▶ _Request_: Word for word, quote all of the material, omitting the pictures.

>> BEGIN Data segment

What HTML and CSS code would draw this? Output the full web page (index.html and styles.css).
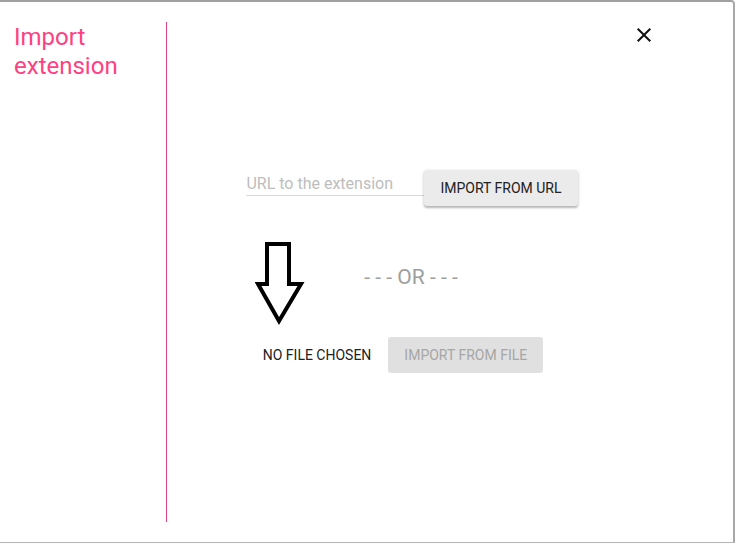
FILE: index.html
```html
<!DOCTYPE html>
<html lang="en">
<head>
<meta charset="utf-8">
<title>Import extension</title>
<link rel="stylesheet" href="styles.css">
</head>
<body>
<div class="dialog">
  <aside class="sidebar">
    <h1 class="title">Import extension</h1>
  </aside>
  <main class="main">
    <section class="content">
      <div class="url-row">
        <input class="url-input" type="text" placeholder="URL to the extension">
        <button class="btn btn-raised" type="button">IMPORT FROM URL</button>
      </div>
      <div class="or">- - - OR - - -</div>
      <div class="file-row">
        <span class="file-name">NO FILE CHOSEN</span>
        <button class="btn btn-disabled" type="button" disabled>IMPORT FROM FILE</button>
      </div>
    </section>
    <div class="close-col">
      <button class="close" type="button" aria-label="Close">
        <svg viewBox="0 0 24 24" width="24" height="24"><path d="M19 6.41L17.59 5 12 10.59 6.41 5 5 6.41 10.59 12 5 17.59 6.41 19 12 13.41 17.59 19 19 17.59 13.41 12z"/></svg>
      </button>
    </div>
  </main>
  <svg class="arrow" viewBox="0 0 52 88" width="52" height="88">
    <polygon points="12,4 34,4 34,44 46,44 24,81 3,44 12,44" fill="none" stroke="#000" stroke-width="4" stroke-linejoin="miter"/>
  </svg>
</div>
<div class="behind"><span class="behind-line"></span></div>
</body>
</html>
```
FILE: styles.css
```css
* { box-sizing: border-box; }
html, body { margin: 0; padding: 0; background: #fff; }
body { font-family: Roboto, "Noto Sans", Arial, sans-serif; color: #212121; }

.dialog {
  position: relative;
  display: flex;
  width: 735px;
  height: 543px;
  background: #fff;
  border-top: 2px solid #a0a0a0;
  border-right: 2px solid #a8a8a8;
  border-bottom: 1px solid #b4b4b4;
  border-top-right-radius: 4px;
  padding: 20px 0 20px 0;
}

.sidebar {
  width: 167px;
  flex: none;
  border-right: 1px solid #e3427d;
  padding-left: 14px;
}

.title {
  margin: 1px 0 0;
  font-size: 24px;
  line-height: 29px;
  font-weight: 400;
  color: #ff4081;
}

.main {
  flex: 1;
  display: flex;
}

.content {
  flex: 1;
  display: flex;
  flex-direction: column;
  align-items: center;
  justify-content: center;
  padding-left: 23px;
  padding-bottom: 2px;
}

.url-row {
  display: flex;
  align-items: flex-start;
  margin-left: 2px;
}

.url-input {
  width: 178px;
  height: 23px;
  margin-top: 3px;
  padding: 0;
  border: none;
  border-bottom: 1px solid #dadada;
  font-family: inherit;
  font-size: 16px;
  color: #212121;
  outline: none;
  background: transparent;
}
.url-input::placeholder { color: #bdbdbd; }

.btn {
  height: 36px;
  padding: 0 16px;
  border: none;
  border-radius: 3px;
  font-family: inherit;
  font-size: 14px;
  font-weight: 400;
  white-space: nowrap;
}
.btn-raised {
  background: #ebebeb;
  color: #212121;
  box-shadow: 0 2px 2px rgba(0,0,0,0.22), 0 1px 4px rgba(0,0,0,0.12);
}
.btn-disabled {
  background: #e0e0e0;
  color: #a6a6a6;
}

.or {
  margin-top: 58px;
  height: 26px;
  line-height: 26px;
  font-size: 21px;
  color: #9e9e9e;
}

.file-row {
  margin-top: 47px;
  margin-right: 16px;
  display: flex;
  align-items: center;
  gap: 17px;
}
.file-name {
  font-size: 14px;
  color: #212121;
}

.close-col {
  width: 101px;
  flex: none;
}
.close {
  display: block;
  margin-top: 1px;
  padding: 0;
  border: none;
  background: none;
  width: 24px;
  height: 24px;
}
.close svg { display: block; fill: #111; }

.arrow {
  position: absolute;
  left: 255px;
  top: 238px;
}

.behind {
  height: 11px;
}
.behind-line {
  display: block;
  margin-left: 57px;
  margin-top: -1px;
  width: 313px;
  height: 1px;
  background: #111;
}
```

>> END Data segment

▶ _Output of the exercise_:
What HTML and CSS code would draw this? Output the full web page (index.html and styles.css).
FILE: index.html
```html
<!DOCTYPE html>
<html lang="en">
<head>
<meta charset="utf-8">
<title>Import extension</title>
<link rel="stylesheet" href="styles.css">
</head>
<body>
<div class="dialog">
  <aside class="sidebar">
    <h1 class="title">Import extension</h1>
  </aside>
  <main class="main">
    <section class="content">
      <div class="url-row">
        <input class="url-input" type="text" placeholder="URL to the extension">
        <button class="btn btn-raised" type="button">IMPORT FROM URL</button>
      </div>
      <div class="or">- - - OR - - -</div>
      <div class="file-row">
        <span class="file-name">NO FILE CHOSEN</span>
        <button class="btn btn-disabled" type="button" disabled>IMPORT FROM FILE</button>
      </div>
    </section>
    <div class="close-col">
      <button class="close" type="button" aria-label="Close">
        <svg viewBox="0 0 24 24" width="24" height="24"><path d="M19 6.41L17.59 5 12 10.59 6.41 5 5 6.41 10.59 12 5 17.59 6.41 19 12 13.41 17.59 19 19 17.59 13.41 12z"/></svg>
      </button>
    </div>
  </main>
  <svg class="arrow" viewBox="0 0 52 88" width="52" height="88">
    <polygon points="12,4 34,4 34,44 46,44 24,81 3,44 12,44" fill="none" stroke="#000" stroke-width="4" stroke-linejoin="miter"/>
  </svg>
</div>
<div class="behind"><span class="behind-line"></span></div>
</body>
</html>
```
FILE: styles.css
```css
* { box-sizing: border-box; }
html, body { margin: 0; padding: 0; background: #fff; }
body { font-family: Roboto, "Noto Sans", Arial, sans-serif; color: #212121; }

.dialog {
  position: relative;
  display: flex;
  width: 735px;
  height: 543px;
  background: #fff;
  border-top: 2px solid #a0a0a0;
  border-right: 2px solid #a8a8a8;
  border-bottom: 1px solid #b4b4b4;
  border-top-right-radius: 4px;
  padding: 20px 0 20px 0;
}

.sidebar {
  width: 167px;
  flex: none;
  border-right: 1px solid #e3427d;
  padding-left: 14px;
}

.title {
  margin: 1px 0 0;
  font-size: 24px;
  line-height: 29px;
  font-weight: 400;
  color: #ff4081;
}

.main {
  flex: 1;
  display: flex;
}

.content {
  flex: 1;
  display: flex;
  flex-direction: column;
  align-items: center;
  justify-content: center;
  padding-left: 23px;
  padding-bottom: 2px;
}

.url-row {
  display: flex;
  align-items: flex-start;
  margin-left: 2px;
}

.url-input {
  width: 178px;
  height: 23px;
  margin-top: 3px;
  padding: 0;
  border: none;
  border-bottom: 1px solid #dadada;
  font-family: inherit;
  font-size: 16px;
  color: #212121;
  outline: none;
  background: transparent;
}
.url-input::placeholder { color: #bdbdbd; }

.btn {
  height: 36px;
  padding: 0 16px;
  border: none;
  border-radius: 3px;
  font-family: inherit;
  font-size: 14px;
  font-weight: 400;
  white-space: nowrap;
}
.btn-raised {
  background: #ebebeb;
  color: #212121;
  box-shadow: 0 2px 2px rgba(0,0,0,0.22), 0 1px 4px rgba(0,0,0,0.12);
}
.btn-disabled {
  background: #e0e0e0;
  color: #a6a6a6;
}

.or {
  margin-top: 58px;
  height: 26px;
  line-height: 26px;
  font-size: 21px;
  color: #9e9e9e;
}

.file-row {
  margin-top: 47px;
  margin-right: 16px;
  display: flex;
  align-items: center;
  gap: 17px;
}
.file-name {
  font-size: 14px;
  color: #212121;
}

.close-col {
  width: 101px;
  flex: none;
}
.close {
  display: block;
  margin-top: 1px;
  padding: 0;
  border: none;
  background: none;
  width: 24px;
  height: 24px;
}
.close svg { display: block; fill: #111; }

.arrow {
  position: absolute;
  left: 255px;
  top: 238px;
}

.behind {
  height: 11px;
}
.behind-line {
  display: block;
  margin-left: 57px;
  margin-top: -1px;
  width: 313px;
  height: 1px;
  background: #111;
}
```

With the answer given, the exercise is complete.